TO BE DONE:
Transcribe the entries exactly; images are not part of the copy.

----------------

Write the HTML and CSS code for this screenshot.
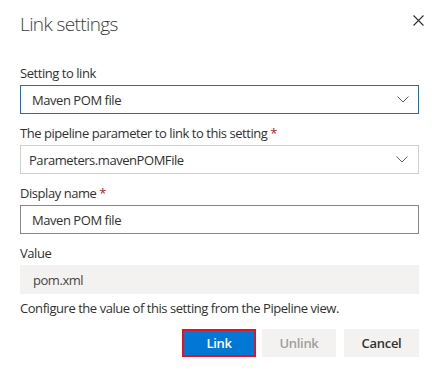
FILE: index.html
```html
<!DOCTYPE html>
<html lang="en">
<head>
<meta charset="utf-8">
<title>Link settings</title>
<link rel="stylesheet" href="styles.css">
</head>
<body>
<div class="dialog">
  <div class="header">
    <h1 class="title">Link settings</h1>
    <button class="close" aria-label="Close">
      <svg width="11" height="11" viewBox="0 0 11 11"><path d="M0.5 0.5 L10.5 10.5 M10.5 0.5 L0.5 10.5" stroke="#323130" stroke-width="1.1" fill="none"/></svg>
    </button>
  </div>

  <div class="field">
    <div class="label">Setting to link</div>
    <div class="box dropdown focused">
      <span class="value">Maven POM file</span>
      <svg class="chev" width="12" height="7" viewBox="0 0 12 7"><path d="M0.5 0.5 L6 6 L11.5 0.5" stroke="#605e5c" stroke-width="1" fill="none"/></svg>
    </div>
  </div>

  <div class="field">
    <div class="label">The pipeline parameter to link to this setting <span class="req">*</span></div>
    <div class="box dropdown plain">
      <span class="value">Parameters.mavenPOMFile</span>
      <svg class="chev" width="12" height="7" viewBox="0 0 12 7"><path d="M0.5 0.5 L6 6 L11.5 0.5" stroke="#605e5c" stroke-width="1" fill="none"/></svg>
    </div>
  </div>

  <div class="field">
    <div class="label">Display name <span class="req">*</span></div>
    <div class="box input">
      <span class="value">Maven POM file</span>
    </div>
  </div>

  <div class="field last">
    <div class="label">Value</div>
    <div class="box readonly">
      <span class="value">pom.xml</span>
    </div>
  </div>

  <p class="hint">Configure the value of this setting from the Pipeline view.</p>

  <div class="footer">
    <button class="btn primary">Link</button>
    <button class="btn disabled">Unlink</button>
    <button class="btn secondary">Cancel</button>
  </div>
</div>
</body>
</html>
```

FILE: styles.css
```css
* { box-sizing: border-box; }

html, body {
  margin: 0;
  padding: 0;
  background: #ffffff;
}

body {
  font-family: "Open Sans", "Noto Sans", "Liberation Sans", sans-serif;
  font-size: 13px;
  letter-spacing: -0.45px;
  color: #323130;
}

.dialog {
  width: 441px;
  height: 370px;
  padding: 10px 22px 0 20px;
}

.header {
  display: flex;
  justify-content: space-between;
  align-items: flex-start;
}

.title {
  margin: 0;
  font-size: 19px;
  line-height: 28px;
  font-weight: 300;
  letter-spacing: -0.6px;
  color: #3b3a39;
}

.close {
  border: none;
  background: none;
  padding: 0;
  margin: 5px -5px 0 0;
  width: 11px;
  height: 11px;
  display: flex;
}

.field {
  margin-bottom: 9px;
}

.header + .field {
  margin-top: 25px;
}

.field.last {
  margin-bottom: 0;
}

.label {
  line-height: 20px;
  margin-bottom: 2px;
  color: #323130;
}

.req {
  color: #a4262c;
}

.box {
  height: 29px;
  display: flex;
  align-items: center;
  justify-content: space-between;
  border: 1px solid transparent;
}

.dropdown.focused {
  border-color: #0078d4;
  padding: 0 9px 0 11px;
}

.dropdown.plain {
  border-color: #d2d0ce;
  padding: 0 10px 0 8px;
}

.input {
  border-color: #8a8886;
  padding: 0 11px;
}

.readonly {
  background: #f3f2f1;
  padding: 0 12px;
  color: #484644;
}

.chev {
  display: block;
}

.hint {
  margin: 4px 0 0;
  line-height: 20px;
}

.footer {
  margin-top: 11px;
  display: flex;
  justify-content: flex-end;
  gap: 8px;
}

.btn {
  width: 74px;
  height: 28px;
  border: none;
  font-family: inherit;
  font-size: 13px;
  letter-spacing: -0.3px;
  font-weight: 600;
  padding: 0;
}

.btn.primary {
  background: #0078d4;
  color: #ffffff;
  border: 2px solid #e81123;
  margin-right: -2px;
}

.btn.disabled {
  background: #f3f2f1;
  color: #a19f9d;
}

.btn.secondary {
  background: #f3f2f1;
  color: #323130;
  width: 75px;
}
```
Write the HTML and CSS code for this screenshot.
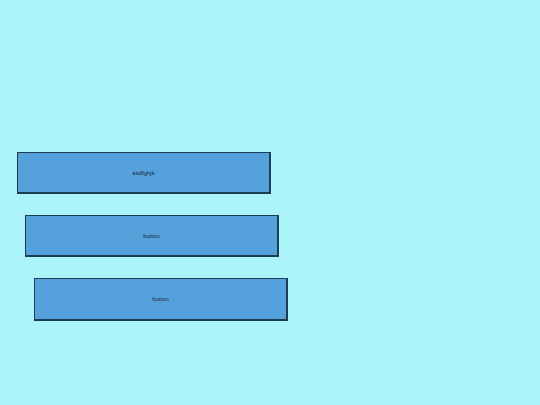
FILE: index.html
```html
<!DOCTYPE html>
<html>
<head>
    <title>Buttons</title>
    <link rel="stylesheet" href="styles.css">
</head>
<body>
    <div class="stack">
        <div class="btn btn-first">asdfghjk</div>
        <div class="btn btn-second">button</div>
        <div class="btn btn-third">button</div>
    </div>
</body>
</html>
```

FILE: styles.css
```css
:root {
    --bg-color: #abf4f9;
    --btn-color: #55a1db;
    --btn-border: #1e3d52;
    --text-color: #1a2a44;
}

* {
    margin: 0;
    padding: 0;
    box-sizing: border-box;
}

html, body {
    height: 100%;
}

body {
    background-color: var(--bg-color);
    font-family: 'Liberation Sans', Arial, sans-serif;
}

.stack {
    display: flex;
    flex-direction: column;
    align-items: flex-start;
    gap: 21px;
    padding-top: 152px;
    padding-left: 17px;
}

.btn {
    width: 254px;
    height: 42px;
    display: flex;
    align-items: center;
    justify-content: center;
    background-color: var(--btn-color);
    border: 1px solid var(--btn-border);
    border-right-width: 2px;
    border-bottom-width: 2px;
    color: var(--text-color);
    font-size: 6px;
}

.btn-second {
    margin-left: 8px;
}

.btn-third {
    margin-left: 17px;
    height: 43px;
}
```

----------------

COMPLETE ANSWER:
Write the HTML and CSS code for this screenshot.
FILE: index.html
```html
<!DOCTYPE html>
<html lang="en">
<head>
<meta charset="utf-8">
<title>Link settings</title>
<link rel="stylesheet" href="styles.css">
</head>
<body>
<div class="dialog">
  <div class="header">
    <h1 class="title">Link settings</h1>
    <button class="close" aria-label="Close">
      <svg width="11" height="11" viewBox="0 0 11 11"><path d="M0.5 0.5 L10.5 10.5 M10.5 0.5 L0.5 10.5" stroke="#323130" stroke-width="1.1" fill="none"/></svg>
    </button>
  </div>

  <div class="field">
    <div class="label">Setting to link</div>
    <div class="box dropdown focused">
      <span class="value">Maven POM file</span>
      <svg class="chev" width="12" height="7" viewBox="0 0 12 7"><path d="M0.5 0.5 L6 6 L11.5 0.5" stroke="#605e5c" stroke-width="1" fill="none"/></svg>
    </div>
  </div>

  <div class="field">
    <div class="label">The pipeline parameter to link to this setting <span class="req">*</span></div>
    <div class="box dropdown plain">
      <span class="value">Parameters.mavenPOMFile</span>
      <svg class="chev" width="12" height="7" viewBox="0 0 12 7"><path d="M0.5 0.5 L6 6 L11.5 0.5" stroke="#605e5c" stroke-width="1" fill="none"/></svg>
    </div>
  </div>

  <div class="field">
    <div class="label">Display name <span class="req">*</span></div>
    <div class="box input">
      <span class="value">Maven POM file</span>
    </div>
  </div>

  <div class="field last">
    <div class="label">Value</div>
    <div class="box readonly">
      <span class="value">pom.xml</span>
    </div>
  </div>

  <p class="hint">Configure the value of this setting from the Pipeline view.</p>

  <div class="footer">
    <button class="btn primary">Link</button>
    <button class="btn disabled">Unlink</button>
    <button class="btn secondary">Cancel</button>
  </div>
</div>
</body>
</html>
```

FILE: styles.css
```css
* { box-sizing: border-box; }

html, body {
  margin: 0;
  padding: 0;
  background: #ffffff;
}

body {
  font-family: "Open Sans", "Noto Sans", "Liberation Sans", sans-serif;
  font-size: 13px;
  letter-spacing: -0.45px;
  color: #323130;
}

.dialog {
  width: 441px;
  height: 370px;
  padding: 10px 22px 0 20px;
}

.header {
  display: flex;
  justify-content: space-between;
  align-items: flex-start;
}

.title {
  margin: 0;
  font-size: 19px;
  line-height: 28px;
  font-weight: 300;
  letter-spacing: -0.6px;
  color: #3b3a39;
}

.close {
  border: none;
  background: none;
  padding: 0;
  margin: 5px -5px 0 0;
  width: 11px;
  height: 11px;
  display: flex;
}

.field {
  margin-bottom: 9px;
}

.header + .field {
  margin-top: 25px;
}

.field.last {
  margin-bottom: 0;
}

.label {
  line-height: 20px;
  margin-bottom: 2px;
  color: #323130;
}

.req {
  color: #a4262c;
}

.box {
  height: 29px;
  display: flex;
  align-items: center;
  justify-content: space-between;
  border: 1px solid transparent;
}

.dropdown.focused {
  border-color: #0078d4;
  padding: 0 9px 0 11px;
}

.dropdown.plain {
  border-color: #d2d0ce;
  padding: 0 10px 0 8px;
}

.input {
  border-color: #8a8886;
  padding: 0 11px;
}

.readonly {
  background: #f3f2f1;
  padding: 0 12px;
  color: #484644;
}

.chev {
  display: block;
}

.hint {
  margin: 4px 0 0;
  line-height: 20px;
}

.footer {
  margin-top: 11px;
  display: flex;
  justify-content: flex-end;
  gap: 8px;
}

.btn {
  width: 74px;
  height: 28px;
  border: none;
  font-family: inherit;
  font-size: 13px;
  letter-spacing: -0.3px;
  font-weight: 600;
  padding: 0;
}

.btn.primary {
  background: #0078d4;
  color: #ffffff;
  border: 2px solid #e81123;
  margin-right: -2px;
}

.btn.disabled {
  background: #f3f2f1;
  color: #a19f9d;
}

.btn.secondary {
  background: #f3f2f1;
  color: #323130;
  width: 75px;
}
```
Write the HTML and CSS code for this screenshot.
FILE: index.html
```html
<!DOCTYPE html>
<html>
<head>
    <title>Buttons</title>
    <link rel="stylesheet" href="styles.css">
</head>
<body>
    <div class="stack">
        <div class="btn btn-first">asdfghjk</div>
        <div class="btn btn-second">button</div>
        <div class="btn btn-third">button</div>
    </div>
</body>
</html>
```

FILE: styles.css
```css
:root {
    --bg-color: #abf4f9;
    --btn-color: #55a1db;
    --btn-border: #1e3d52;
    --text-color: #1a2a44;
}

* {
    margin: 0;
    padding: 0;
    box-sizing: border-box;
}

html, body {
    height: 100%;
}

body {
    background-color: var(--bg-color);
    font-family: 'Liberation Sans', Arial, sans-serif;
}

.stack {
    display: flex;
    flex-direction: column;
    align-items: flex-start;
    gap: 21px;
    padding-top: 152px;
    padding-left: 17px;
}

.btn {
    width: 254px;
    height: 42px;
    display: flex;
    align-items: center;
    justify-content: center;
    background-color: var(--btn-color);
    border: 1px solid var(--btn-border);
    border-right-width: 2px;
    border-bottom-width: 2px;
    color: var(--text-color);
    font-size: 6px;
}

.btn-second {
    margin-left: 8px;
}

.btn-third {
    margin-left: 17px;
    height: 43px;
}
```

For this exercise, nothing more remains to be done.